-- start --

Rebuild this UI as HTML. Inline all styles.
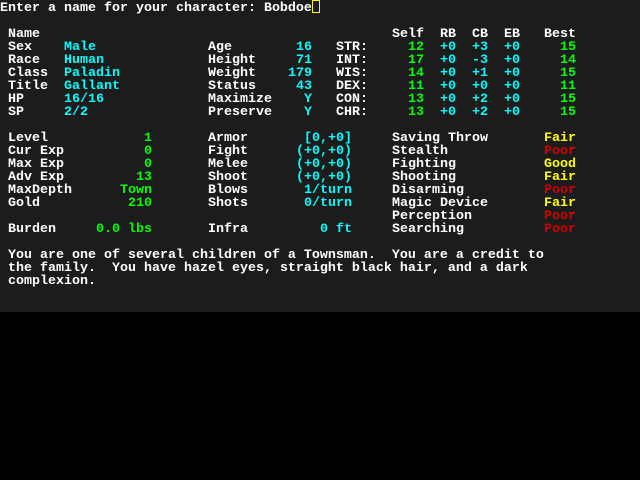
<!DOCTYPE html>
<html><head><meta charset="utf-8"><style>
html,body{margin:0;padding:0;background:#000;width:640px;height:480px;overflow:hidden}
#bg{position:absolute;left:0;top:0;width:640px;height:312px;background:#1c1c1c}
.t{position:absolute;font-family:"Liberation Mono",monospace;font-size:13.33px;line-height:13px;height:13px;white-space:pre;font-weight:bold;color:#fff}
.c{color:#00ffff}.g{color:#00ff00}.y{color:#ffff00}.r{color:#cc0000}
#cur{position:absolute;left:312px;top:0;width:6px;height:11px;border:1px solid #ffff00}
</style></head><body>
<div id="bg"></div>
<div id="cur"></div>
<div id="root"></div>
<script>
var R=document.getElementById('root');
function L(r,c,t,cl){var s=document.createElement('span');s.className='t '+(cl||'');s.style.top=(r*13+2)+'px';s.style.left=(c*8)+'px';s.textContent=t;R.appendChild(s);}
function E(r,e,t,cl){L(r,e-t.length+1,t,cl);}
L(0,0,"Enter a name for your character: Bobdoe");
L(2,1,"Name");L(2,49,"Self");L(2,55,"RB");L(2,59,"CB");L(2,63,"EB");L(2,68,"Best");
var a=["Sex","Race","Class","Title","HP","SP"],av=["Male","Human","Paladin","Gallant","16/16","2/2"];
var b=["Age","Height","Weight","Status","Maximize","Preserve"],bv=["16","71","179","43","Y","Y"];
var s=["STR:","INT:","WIS:","DEX:","CON:","CHR:"],sv=["12","17","14","11","13","13"],cb=["+3","-3","+1","+0","+2","+2"],be=["15","14","15","11","15","15"];
for(var i=0;i<6;i++){var r=3+i;L(r,1,a[i]);L(r,8,av[i],'c');L(r,26,b[i]);E(r,38,bv[i],'c');L(r,42,s[i]);E(r,52,sv[i],'g');L(r,55,"+0",'c');L(r,59,cb[i],'c');L(r,63,"+0",'c');E(r,71,be[i],'g');}
var d=["Level","Cur Exp","Max Exp","Adv Exp","MaxDepth","Gold"],dv=["1","0","0","13","Town","210"];
var m=["Armor","Fight","Melee","Shoot","Blows","Shots"],mv=["[0,+0]","(+0,+0)","(+0,+0)","(+0,+0)","1/turn","0/turn"];
for(i=0;i<6;i++){r=10+i;L(r,1,d[i]);E(r,18,dv[i],'g');L(r,26,m[i]);E(r,43,mv[i],'c');}
L(17,1,"Burden");E(17,18,"0.0 lbs",'g');L(17,26,"Infra");E(17,43,"0 ft",'c');
var k=["Saving Throw","Stealth","Fighting","Shooting","Disarming","Magic Device","Perception","Searching"],kv=["Fair","Poor","Good","Fair","Poor","Fair","Poor","Poor"];
for(i=0;i<8;i++){L(10+i,49,k[i]);L(10+i,68,kv[i],kv[i]=="Poor"?'r':'y');}
L(19,1,"You are one of several children of a Townsman.  You are a credit to");
L(20,1,"the family.  You have hazel eyes, straight black hair, and a dark");
L(21,1,"complexion.");
</script>
</body></html>
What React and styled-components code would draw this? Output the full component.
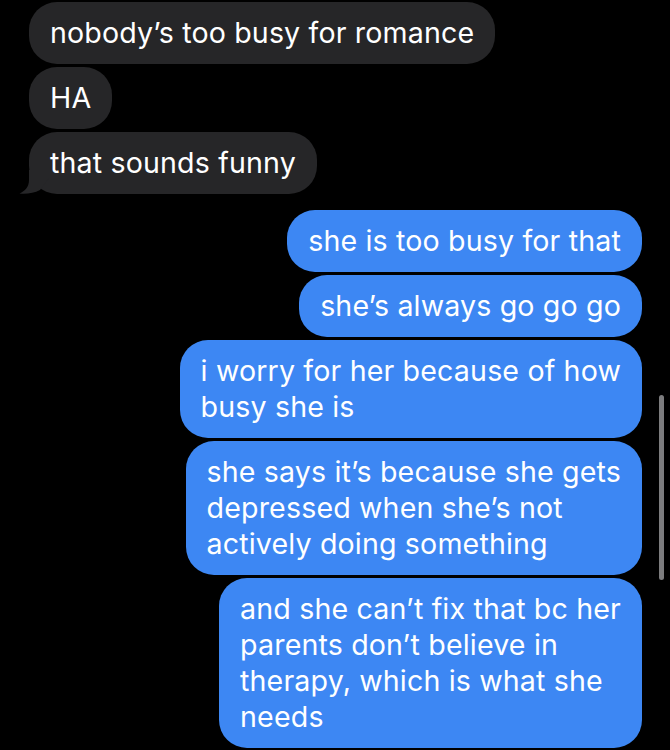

-- end --

Without including any pictures, print all of the material exactly as given.

TASK OUTPUT ▸
Rebuild this UI as HTML. Inline all styles.
<!DOCTYPE html>
<html><head><meta charset="utf-8"><style>
html,body{margin:0;padding:0;background:#000;width:640px;height:480px;overflow:hidden}
#bg{position:absolute;left:0;top:0;width:640px;height:312px;background:#1c1c1c}
.t{position:absolute;font-family:"Liberation Mono",monospace;font-size:13.33px;line-height:13px;height:13px;white-space:pre;font-weight:bold;color:#fff}
.c{color:#00ffff}.g{color:#00ff00}.y{color:#ffff00}.r{color:#cc0000}
#cur{position:absolute;left:312px;top:0;width:6px;height:11px;border:1px solid #ffff00}
</style></head><body>
<div id="bg"></div>
<div id="cur"></div>
<div id="root"></div>
<script>
var R=document.getElementById('root');
function L(r,c,t,cl){var s=document.createElement('span');s.className='t '+(cl||'');s.style.top=(r*13+2)+'px';s.style.left=(c*8)+'px';s.textContent=t;R.appendChild(s);}
function E(r,e,t,cl){L(r,e-t.length+1,t,cl);}
L(0,0,"Enter a name for your character: Bobdoe");
L(2,1,"Name");L(2,49,"Self");L(2,55,"RB");L(2,59,"CB");L(2,63,"EB");L(2,68,"Best");
var a=["Sex","Race","Class","Title","HP","SP"],av=["Male","Human","Paladin","Gallant","16/16","2/2"];
var b=["Age","Height","Weight","Status","Maximize","Preserve"],bv=["16","71","179","43","Y","Y"];
var s=["STR:","INT:","WIS:","DEX:","CON:","CHR:"],sv=["12","17","14","11","13","13"],cb=["+3","-3","+1","+0","+2","+2"],be=["15","14","15","11","15","15"];
for(var i=0;i<6;i++){var r=3+i;L(r,1,a[i]);L(r,8,av[i],'c');L(r,26,b[i]);E(r,38,bv[i],'c');L(r,42,s[i]);E(r,52,sv[i],'g');L(r,55,"+0",'c');L(r,59,cb[i],'c');L(r,63,"+0",'c');E(r,71,be[i],'g');}
var d=["Level","Cur Exp","Max Exp","Adv Exp","MaxDepth","Gold"],dv=["1","0","0","13","Town","210"];
var m=["Armor","Fight","Melee","Shoot","Blows","Shots"],mv=["[0,+0]","(+0,+0)","(+0,+0)","(+0,+0)","1/turn","0/turn"];
for(i=0;i<6;i++){r=10+i;L(r,1,d[i]);E(r,18,dv[i],'g');L(r,26,m[i]);E(r,43,mv[i],'c');}
L(17,1,"Burden");E(17,18,"0.0 lbs",'g');L(17,26,"Infra");E(17,43,"0 ft",'c');
var k=["Saving Throw","Stealth","Fighting","Shooting","Disarming","Magic Device","Perception","Searching"],kv=["Fair","Poor","Good","Fair","Poor","Fair","Poor","Poor"];
for(i=0;i<8;i++){L(10+i,49,k[i]);L(10+i,68,kv[i],kv[i]=="Poor"?'r':'y');}
L(19,1,"You are one of several children of a Townsman.  You are a credit to");
L(20,1,"the family.  You have hazel eyes, straight black hair, and a dark");
L(21,1,"complexion.");
</script>
</body></html>
What React and styled-components code would draw this? Output the full component.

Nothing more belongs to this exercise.